My Being is the only safety within a jungle of confusion and illusion.

Within my Being is the Cosmic Christ, the destination of the journey

The refreshment of the parched, the food offered to the starving.

Christed One, be One with me, hold me tight and keep me from harm’s way, for I am lost, lonely in this world and have great need of your Light. My will is Thy Will and Thy Will is mine. My desert shall be watered from the sweetness of my desire for Thee Beloved, and mine enemies shall be scattered in the winds that sweep the plains and the hills. Blessed be my Soul, in grace and Love. My Lord, My Beloved, answers my cry And I am no longer alone. He walks with me all the days of my life.

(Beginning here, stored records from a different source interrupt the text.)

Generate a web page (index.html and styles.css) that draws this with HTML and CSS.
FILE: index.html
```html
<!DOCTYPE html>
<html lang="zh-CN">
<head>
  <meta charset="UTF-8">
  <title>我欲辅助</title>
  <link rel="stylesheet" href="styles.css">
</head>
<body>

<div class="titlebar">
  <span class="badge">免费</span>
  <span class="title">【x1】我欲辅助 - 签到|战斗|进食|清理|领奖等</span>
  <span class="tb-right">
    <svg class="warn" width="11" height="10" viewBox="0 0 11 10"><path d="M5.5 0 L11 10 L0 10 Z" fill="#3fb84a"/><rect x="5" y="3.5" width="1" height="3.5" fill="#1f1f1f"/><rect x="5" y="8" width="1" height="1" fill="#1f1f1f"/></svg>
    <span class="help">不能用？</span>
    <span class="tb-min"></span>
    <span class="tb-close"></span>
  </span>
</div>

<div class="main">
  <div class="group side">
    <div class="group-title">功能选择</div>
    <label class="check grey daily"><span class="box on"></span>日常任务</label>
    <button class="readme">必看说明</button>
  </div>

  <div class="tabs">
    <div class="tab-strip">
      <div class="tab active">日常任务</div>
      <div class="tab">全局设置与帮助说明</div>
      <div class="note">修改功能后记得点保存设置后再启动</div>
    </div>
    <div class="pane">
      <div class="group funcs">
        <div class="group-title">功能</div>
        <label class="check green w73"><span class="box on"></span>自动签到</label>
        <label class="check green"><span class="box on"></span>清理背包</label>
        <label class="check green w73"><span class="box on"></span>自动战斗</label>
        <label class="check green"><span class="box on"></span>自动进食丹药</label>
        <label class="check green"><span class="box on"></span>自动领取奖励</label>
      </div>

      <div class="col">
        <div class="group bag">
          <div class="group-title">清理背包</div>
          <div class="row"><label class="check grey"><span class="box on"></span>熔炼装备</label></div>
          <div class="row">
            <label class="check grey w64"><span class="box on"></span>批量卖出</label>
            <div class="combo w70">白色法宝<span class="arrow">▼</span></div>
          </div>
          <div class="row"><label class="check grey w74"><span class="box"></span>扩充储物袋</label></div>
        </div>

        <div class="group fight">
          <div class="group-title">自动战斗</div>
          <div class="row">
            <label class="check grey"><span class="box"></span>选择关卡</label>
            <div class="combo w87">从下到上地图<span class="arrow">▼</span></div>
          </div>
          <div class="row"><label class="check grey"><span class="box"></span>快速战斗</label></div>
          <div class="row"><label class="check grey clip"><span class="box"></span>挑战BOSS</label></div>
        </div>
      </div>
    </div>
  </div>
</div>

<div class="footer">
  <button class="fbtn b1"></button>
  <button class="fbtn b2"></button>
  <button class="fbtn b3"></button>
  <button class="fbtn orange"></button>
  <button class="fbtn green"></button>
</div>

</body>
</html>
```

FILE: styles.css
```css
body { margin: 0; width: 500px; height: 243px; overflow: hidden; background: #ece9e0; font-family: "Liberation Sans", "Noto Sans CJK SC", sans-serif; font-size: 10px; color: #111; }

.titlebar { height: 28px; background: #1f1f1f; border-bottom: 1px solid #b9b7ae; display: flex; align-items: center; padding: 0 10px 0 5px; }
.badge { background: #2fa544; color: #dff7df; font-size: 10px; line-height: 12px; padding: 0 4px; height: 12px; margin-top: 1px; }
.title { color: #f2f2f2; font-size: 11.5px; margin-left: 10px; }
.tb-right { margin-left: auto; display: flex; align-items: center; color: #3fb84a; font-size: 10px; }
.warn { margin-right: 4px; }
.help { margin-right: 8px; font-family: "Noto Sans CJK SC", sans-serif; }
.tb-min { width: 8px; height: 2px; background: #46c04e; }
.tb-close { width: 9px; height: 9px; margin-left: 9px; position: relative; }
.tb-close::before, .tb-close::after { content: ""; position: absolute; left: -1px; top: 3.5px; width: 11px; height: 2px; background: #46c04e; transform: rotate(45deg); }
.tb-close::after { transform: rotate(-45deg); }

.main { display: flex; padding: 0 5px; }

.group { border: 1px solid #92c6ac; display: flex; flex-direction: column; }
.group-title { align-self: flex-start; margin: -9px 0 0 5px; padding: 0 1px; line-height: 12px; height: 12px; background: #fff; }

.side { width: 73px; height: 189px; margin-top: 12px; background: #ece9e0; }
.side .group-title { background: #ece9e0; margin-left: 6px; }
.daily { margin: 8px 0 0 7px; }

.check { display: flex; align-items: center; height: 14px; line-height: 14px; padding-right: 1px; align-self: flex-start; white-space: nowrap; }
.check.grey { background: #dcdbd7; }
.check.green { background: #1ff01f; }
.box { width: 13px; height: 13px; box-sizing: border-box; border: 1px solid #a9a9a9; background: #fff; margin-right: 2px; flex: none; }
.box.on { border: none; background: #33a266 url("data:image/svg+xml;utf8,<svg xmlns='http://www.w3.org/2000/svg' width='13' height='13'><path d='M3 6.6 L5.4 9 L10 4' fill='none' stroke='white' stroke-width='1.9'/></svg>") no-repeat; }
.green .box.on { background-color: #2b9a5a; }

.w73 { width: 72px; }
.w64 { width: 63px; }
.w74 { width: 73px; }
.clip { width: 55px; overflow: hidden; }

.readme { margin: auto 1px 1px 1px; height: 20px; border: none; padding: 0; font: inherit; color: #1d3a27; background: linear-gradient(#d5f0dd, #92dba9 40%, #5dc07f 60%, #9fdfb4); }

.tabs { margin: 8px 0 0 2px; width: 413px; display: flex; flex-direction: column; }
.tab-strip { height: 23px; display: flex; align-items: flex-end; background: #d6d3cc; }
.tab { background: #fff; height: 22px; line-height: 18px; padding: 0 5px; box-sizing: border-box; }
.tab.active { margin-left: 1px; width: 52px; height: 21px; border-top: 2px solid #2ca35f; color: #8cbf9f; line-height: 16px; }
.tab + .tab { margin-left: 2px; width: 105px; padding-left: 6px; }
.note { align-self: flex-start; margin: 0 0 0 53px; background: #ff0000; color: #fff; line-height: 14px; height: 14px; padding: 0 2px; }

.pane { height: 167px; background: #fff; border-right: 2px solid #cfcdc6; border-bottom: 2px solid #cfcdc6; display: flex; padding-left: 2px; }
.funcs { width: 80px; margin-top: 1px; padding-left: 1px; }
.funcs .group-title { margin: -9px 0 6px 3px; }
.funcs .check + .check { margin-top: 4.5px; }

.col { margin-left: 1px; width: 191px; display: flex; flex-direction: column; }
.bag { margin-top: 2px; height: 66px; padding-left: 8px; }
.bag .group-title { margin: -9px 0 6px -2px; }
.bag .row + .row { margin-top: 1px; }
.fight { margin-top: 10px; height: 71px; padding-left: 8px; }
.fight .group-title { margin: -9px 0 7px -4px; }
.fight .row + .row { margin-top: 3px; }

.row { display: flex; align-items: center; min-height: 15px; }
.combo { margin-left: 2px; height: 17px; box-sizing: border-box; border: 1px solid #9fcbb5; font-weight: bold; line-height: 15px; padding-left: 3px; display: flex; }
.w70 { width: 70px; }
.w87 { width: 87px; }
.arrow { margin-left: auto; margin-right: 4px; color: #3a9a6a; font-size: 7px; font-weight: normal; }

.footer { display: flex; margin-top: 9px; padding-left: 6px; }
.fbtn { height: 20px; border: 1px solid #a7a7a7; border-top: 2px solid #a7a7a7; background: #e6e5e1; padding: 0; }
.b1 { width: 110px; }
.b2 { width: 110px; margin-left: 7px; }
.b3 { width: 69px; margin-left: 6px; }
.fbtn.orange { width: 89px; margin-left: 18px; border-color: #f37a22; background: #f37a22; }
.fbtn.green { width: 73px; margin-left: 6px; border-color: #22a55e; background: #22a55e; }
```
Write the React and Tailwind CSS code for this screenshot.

I have no other purpose in life other than to be, and in my being the highest vision of myself that I can, I am a vessel through which the Christ Consciousness can reach down through the multi-layered levels of my being, down to the very Earth itself. My body and my life is a holy vessel that can be filled to overflowing with Divine Presence, as servant to creation. My highest vision of who I AM is beauty, joy, compassion, light, Love, truth, wisdom, forgiveness and creation. The greatest of these is Love. By embodying these, I may be a light myself and thus share light with the world. Blessed Be.